Barnard College's new dorm room rule sparks debate amid lawsuit alleging antisemitism on campus

Barnard and Columbia University are facing allegations from students of antisemitism on campus

ByEyewitness News WABC logo
Tuesday, February 27, 2024
Students react to Barnard College's new rules amid lawsuit
Lauren Glassberg has more.

NEW YORK CITY (WABC) -- New rules are being implemented at Barnard College starting Wednesday, telling students to remove messages from their dorm room doors amid allegations of antisemitism at Barnard and Columbia University.

An email sent to students notes that some fixtures on doors serve as helpful communication but says "we are also aware that some may have the unintended effect of isolating those who have different views and beliefs."

The response on campus has been mixed.

"I agree that students should have freedom of speech but I understand polarization can be harmful to students as well," freshman Talia Spitz said.

"It's definitely overstepping," said a sophomore from New York. "Students are really dissatisfied with the administration about how they're handling our right to free speech and our right to protest."

Attorney Marc Kasowitz says banning the dorm signage does little to address the systemic issues of antisemitism on campus.

He represents a number of groups and students who filed a lawsuit last week against Barnard College and Columbia University for violating the civil rights of Jewish students.
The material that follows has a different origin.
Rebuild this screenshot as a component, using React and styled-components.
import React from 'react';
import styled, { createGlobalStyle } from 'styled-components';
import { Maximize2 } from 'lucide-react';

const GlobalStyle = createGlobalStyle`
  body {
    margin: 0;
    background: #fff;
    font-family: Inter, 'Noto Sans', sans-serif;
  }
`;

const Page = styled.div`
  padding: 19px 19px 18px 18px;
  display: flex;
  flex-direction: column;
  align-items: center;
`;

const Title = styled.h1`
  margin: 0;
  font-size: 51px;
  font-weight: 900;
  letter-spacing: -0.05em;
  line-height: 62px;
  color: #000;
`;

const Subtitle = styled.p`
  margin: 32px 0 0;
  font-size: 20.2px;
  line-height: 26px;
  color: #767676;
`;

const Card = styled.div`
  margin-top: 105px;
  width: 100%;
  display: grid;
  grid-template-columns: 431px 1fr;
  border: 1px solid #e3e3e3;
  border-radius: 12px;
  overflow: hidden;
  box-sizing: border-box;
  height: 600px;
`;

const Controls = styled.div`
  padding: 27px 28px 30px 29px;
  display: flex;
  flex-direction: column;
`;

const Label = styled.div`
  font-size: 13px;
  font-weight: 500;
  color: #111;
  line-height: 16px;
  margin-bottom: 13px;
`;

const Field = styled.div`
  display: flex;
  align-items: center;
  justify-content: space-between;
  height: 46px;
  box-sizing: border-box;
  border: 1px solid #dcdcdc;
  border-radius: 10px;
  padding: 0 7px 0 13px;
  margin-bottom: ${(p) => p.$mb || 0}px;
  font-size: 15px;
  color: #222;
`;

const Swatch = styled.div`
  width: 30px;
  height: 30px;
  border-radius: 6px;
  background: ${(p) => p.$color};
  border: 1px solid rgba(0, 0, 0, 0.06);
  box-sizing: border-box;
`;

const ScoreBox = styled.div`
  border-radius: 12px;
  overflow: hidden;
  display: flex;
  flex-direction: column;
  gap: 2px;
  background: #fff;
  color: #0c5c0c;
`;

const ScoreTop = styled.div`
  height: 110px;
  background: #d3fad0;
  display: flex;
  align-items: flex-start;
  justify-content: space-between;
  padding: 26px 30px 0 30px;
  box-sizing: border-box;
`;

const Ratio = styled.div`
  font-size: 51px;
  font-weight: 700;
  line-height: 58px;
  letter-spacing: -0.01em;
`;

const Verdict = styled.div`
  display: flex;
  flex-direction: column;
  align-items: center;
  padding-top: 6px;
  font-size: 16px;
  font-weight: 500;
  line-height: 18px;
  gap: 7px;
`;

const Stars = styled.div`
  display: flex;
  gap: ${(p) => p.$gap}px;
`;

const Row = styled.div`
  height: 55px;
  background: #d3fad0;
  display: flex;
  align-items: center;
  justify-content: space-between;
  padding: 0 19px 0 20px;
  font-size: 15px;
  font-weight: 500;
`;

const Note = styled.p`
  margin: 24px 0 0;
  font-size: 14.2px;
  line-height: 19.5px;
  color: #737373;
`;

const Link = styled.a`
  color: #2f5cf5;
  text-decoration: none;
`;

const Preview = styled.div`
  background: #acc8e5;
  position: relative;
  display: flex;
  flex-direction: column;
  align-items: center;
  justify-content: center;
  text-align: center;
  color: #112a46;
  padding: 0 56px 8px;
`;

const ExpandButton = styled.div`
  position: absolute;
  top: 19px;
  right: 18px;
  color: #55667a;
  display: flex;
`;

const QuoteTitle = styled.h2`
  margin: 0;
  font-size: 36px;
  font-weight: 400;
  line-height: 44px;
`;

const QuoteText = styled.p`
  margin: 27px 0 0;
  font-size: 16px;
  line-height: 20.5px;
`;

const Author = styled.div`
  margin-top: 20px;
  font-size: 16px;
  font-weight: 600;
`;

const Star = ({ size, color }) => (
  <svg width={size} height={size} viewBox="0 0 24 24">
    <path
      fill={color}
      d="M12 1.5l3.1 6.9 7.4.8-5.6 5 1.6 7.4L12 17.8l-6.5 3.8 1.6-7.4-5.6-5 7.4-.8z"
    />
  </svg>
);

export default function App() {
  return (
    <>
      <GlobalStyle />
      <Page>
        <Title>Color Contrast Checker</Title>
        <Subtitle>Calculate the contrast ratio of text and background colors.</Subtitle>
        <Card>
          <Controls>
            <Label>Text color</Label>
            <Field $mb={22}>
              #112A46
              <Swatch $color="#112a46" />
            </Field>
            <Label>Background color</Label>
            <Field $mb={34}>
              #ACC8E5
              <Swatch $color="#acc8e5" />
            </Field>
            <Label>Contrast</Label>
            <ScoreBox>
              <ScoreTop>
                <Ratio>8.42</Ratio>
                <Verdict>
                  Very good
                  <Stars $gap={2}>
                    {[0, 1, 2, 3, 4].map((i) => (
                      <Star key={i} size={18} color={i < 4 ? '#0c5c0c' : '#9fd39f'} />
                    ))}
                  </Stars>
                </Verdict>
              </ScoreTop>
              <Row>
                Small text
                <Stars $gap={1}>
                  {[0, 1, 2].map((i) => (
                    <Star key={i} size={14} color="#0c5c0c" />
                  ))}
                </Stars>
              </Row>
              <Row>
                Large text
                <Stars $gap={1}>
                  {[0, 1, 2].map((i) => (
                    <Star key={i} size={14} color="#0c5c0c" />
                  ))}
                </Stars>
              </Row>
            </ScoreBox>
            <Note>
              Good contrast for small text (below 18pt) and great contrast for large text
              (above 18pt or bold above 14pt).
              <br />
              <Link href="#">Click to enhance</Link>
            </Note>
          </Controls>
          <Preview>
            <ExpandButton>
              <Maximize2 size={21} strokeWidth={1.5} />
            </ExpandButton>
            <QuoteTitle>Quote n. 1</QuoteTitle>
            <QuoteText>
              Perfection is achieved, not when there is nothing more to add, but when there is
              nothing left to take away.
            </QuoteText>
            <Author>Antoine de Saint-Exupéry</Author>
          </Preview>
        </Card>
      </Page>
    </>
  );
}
"This is just like avoiding the problem," Kasowitz said. "The problem is that Jewish students are being harassed and intimidated."

Several students allege they have been subjected to a severe and pervasive hostile educational environment, which has worsened since the Oct. 7 Hamas attack.

Jewish and Israeli students have been physically assaulted, spat at, threatened, and subjected to relentless intimidation and vilification, the complaint also reads.

The defendants are asking both Columbia and Barnard to implement institutional, far-reaching, and concrete remedial measures.

The new dorm décor rule may be in response to the lawsuit, but it may also be an attempt to quell the tension that is palpable.

"There are a lot of emotions people want to stand up for what they believe in, but I think the administration wants to neutralize this as best they can," junior Audrey Byrne said.

If students don't remove the posters and signs, the college will, and while this new rule is meant to foster respect on campus, it may lead to even more debate.